Only down side to it is that you cant apply any padding to the styled inline elements.
ForceBru 5 hours ago [-]
I thought it should be extremely portable ("everything just works, it's native"), but it doesn't work on iOS 9.3.6. It doesn't even let me input text into the textarea...
A natural extension seems to be a source code editor with syntax highlighting, like those used in https://marimo.io/, Jupyter, https://plutojl.org/ and other notebook-like Web editors.
acherion 5 hours ago [-]
I'm not sure why you are testing in iOS 9.3.6. (which was released in 2015), when the documentation says support for Safari is for versions 16 and above.
bullen 4 hours ago [-]
Anyone knows a good in browser coding editor widget?
That supports color coding for different languages?
farley13 3 hours ago [-]
Codemirror is pretty decent. Last time I looked for this (6+ years ago) it's what we landed on for an internal tool. Things may have changed tho!
drob518 6 hours ago [-]
This is cool (and amazingly simple). Would be even cooler than it already is if it would syntax highlight code in code blocks, too.
neilv 6 hours ago [-]
Am I doing it wrong?
The animation shows variable-pitch fonts, but the demo seems to be all the same fixed-pitch font for me. (On Firefox ESR and Chromium.)
skyzouwdev 6 hours ago [-]
This is honestly brilliant. I love how you leaned into the constraints instead of trying to hide them, and the transparent textarea trick is such a clever hack. The fact that you got it down to 45KB while keeping undo/redo, mobile keyboard, and accessibility makes it feel like a breath of fresh air compared to bloated editors. Definitely bookmarking this for my next project.

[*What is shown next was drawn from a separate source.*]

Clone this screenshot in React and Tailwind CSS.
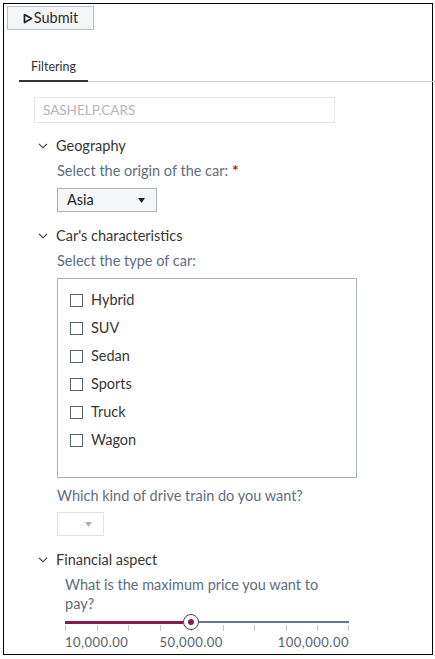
import { useState } from 'react';

const carTypes = ['Hybrid', 'SUV', 'Sedan', 'Sports', 'Truck', 'Wagon'];

const Chevron = () => (
  <svg width="10" height="6" viewBox="0 0 10 6" className="shrink-0">
    <path d="M1 0.8 L5 4.8 L9 0.8" fill="none" stroke="#333" strokeWidth="1.1" />
  </svg>
);

const Caret = ({ color = '#222' }) => (
  <svg width="7" height="5" viewBox="0 0 7 5">
    <path d="M0 0 H7 L3.5 5 Z" fill={color} />
  </svg>
);

const SectionHeader = ({ title }) => (
  <div className="flex items-center h-[20px] ml-[34px] gap-[8px]">
    <Chevron />
    <span className="text-[14.5px] text-[#363636]">{title}</span>
  </div>
);

const Slider = () => {
  const min = 10000;
  const max = 100000;
  const value = 50000;
  const ticks = Array.from({ length: 10 }, (_, i) => i / 9);
  const pct = ((value - min) / (max - min)) * 100;

  return (
    <div className="ml-[61px] w-[284px] mt-[5px]">
      <div className="relative h-[12px]">
        {/* track */}
        <div className="absolute left-0 right-0 top-[3px] h-[1.5px] bg-[#6b778a]" />
        <div className="absolute left-0 top-[2.5px] h-[3px] bg-[#8c1a4b]" style={{ width: `calc(${pct}% - 8px)` }} />
        {ticks.map((t, i) => (
          <div
            key={i}
            className="absolute top-[7px] w-px h-[6px] bg-[#c4c8ce]"
            style={{ left: `calc(${t * 100}% - ${i === ticks.length - 1 ? 1 : 0}px)` }}
          />
        ))}
        <div
          className="absolute top-[-4px] w-[16px] h-[16px] rounded-full border border-[#3b4657] bg-white flex items-center justify-center"
          style={{ left: `calc(${pct}% - 8px)` }}
        >
          <div className="w-[6px] h-[6px] rounded-full bg-[#8c1a4b]" />
        </div>
      </div>
      <div className="relative h-[18px] mt-[3px] text-[13px] tracking-[0.5px] text-[#5a6270]">
        <span className="absolute left-0">10,000.00</span>
        <span className="absolute -translate-x-1/2" style={{ left: `${pct}%` }}>50,000.00</span>
        <span className="absolute right-0">100,000.00</span>
      </div>
    </div>
  );
};

export default function App() {
  const [checked, setChecked] = useState({});

  return (
    <div className="w-[435px] h-[659px] bg-white overflow-hidden font-['Lato',sans-serif]">
      <div className="ml-[3px] mt-[3px] w-[430px] h-[652px] border border-black">
        <button className="mt-[2px] ml-[3px] w-[87px] h-[24px] flex items-center justify-center gap-[1px] bg-[#f5f6f8] border border-[#b9bec5] text-[14.5px] text-[#2b2b2b]">
          <svg width="10" height="11" viewBox="0 0 10 11">
            <path d="M1.5 1.5 L8.5 5.5 L1.5 9.5 Z" fill="none" stroke="#222" strokeWidth="1.7" strokeLinejoin="round" />
          </svg>
          Submit
        </button>

        <div className="mt-[22px] ml-[15px] -mr-[4px] flex border-b border-[#d2d2d2]">
          <div className="w-[69px] text-center pt-[7px] pb-[5px] text-[12.5px] leading-[16px] text-[#333] border-b-2 border-[#333] -mb-px">
            Filtering
          </div>
        </div>

        <div className="mt-[15px] ml-[30px] w-[301px] h-[26px] border border-[#e6e6e6] flex items-center px-[8px] text-[13.5px] text-[#b5b5b5]">
          SASHELP.CARS
        </div>

        <div className="mt-[13px]">
          <SectionHeader title="Geography" />
        </div>
        <div className="mt-[5px] ml-[53px] h-[20px] text-[14.5px] text-[#616c7e] flex items-center">
          Select the origin of the car:<span className="ml-[4px] text-[#d0021b] font-bold">*</span>
        </div>
        <div className="mt-[7px] ml-[53px] w-[100px] h-[24px] bg-[#f5f6f8] border border-[#a9b1bb] flex items-center justify-between pl-[9px] pr-[11px] text-[14.5px] text-[#222]">
          <span>Asia</span>
          <Caret />
        </div>

        <div className="mt-[14px]">
          <SectionHeader title="Car's characteristics" />
        </div>
        <div className="mt-[5px] ml-[53px] h-[20px] text-[14.5px] text-[#616c7e] flex items-center">
          Select the type of car:
        </div>
        <div className="mt-[7px] ml-[53px] w-[300px] h-[200px] border border-[#a9b2bd] pt-[7px] pl-[12px]">
          {carTypes.map((t) => (
            <label key={t} className="flex items-center h-[28px] gap-[8px] text-[14.5px] text-[#363636] cursor-pointer">
              <span
                onClick={() => setChecked((c) => ({ ...c, [t]: !c[t] }))}
                className="w-[13px] h-[13px] border border-[#5a6475] bg-white flex items-center justify-center"
              >
                {checked[t] && <span className="w-[7px] h-[7px] bg-[#5a6475]" />}
              </span>
              {t}
            </label>
          ))}
        </div>

        <div className="mt-[8px] ml-[53px] h-[20px] text-[14.5px] text-[#616c7e] flex items-center">
          Which kind of drive train do you want?
        </div>
        <div className="mt-[6px] ml-[53px] w-[47px] h-[24px] border border-[#e2e2e2] flex items-center justify-end pr-[11px]">
          <Caret color="#b0b0b0" />
        </div>

        <div className="mt-[14px]">
          <SectionHeader title="Financial aspect" />
        </div>
        <div className="mt-[5px] ml-[61px] w-[272px] text-[14.5px] leading-[19px] text-[#616c7e]">
          What is the maximum price you want to pay?
        </div>
        <Slider />
      </div>
    </div>
  );
}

jackbridger 4 hours ago [-]
12 pages of docs vs it’s a textarea. Great job, gonna try it out.
maz1b 7 hours ago [-]
Nice job. How is this different than marked on npm?
walterlw 6 hours ago [-]
would absolutely love this for a personal note-taking project, but having image support and some sort of auto-completion for commands, lists, tags etc is crucial for something i'd use every day on desktop and mobile.

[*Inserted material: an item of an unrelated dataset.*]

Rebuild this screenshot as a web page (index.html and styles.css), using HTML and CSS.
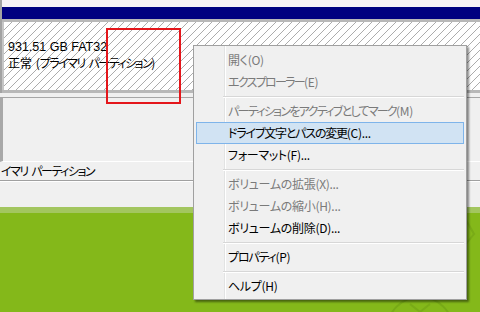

Still love seeing more options for different purposes.
nm980 11 hours ago [-]
Can you send the GitHub link again?
And how does this handle rendering larger documents?
is there a way to show the rendered preview (not with the markdown characters)
jerpint 7 hours ago [-]
This is great! Gonna try this on my next project
octobereleven 9 hours ago [-]
Love this. Pretty much markdown on steroids!
sdairs 7 hours ago [-]
This is really nice
nodesocket 9 hours ago [-]
Very cool. I’m gonna implement into my hobby project today and see how it goes.
breakfastduck 9 hours ago [-]
I really like the simplicity of this.
I have a couple projects I could see this being really useful in, at least as an option instead of pure plain text. I still feel like consumers don't like markdown though, it's frustrating.
One thing I noticed, when doing a list (bullet, numbered etc) it would be great if the list continued on barrage return (enter) - most general users would expect that I think.
knoopx 7 hours ago [-]
very nice!
Bengalilol 9 hours ago [-]
> That's it. No npm. No build. No config.
That's it, I am loving it.
sitkack 7 hours ago [-]
If it doesn't have an NPM build, it isn't a serious project. Not using anything w/o a build.
neilv 6 hours ago [-]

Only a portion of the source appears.